Some portions of the gardens were not restored – and were left as piles of ruins or unused walkways – because insufficient photographic evidence has been found of what had been there before, Mandyke said. Historic photos of the gardens still are being sought to help fill in some of the gaps in information about the layout, she said.

Part of the reconstruction involved removing downed timber and overgrowth. As more light penetrated to the ground, plants that apparently were part of the original landscaping began to re-emerge, including lilacs on the upper hillside.

The gardens retain their original balance between man-made landscaping and surrounding woodland. Several large deciduous trees, including a huge poplar, are holdovers from the early years.
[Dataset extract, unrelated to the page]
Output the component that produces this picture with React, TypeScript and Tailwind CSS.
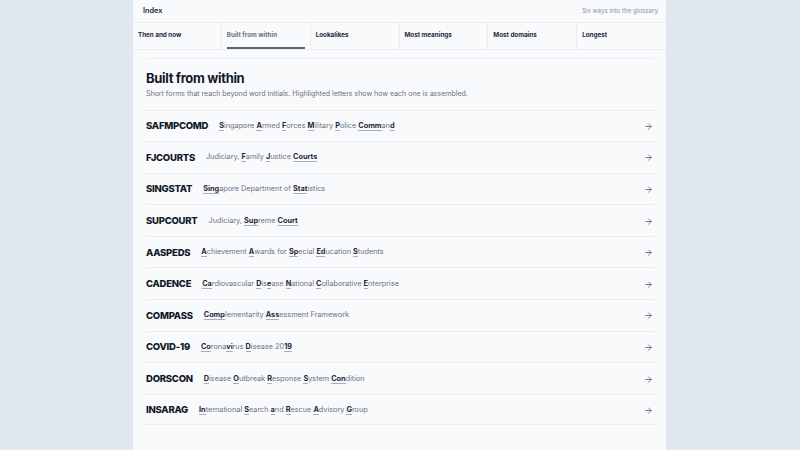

In recent months, a pair of nesting peregrine falcons has taken up housekeeping at the garden.

Mandyke credited construction crews for not damaging the historic site with their equipment.

The city Parks and Recreation Department has assigned gardener Tara Newbury as seasonal caretaker.

While much of the gardens reflect the arts-and-crafts influence of the early 1900s, the teahouse on the upper reaches has a distinctly Victorian look with a conical roof, which magnifies the sounds of voices underneath it.

A waterfall at the head of a 70-foot-long pond was upgraded from its original 3/4-inch pipe to 2-inch pipe, giving it a stream of about 60 gallons a minute, said Ken Brangwin, foreman for the project.

Adjacent pergolas were reconstructed to match the structures shown in old photographs. Several original mortared columns were reused in the structures, and the new columns closely match the old ones.

“I tried to leave the mortar out like the original ones,” Brangwin said.

Mandyke said that throughout the years of research and planning, she always believed the gardens would be restored because of their place in Spokane history.

“I really think the Turners would be pleased,” she said.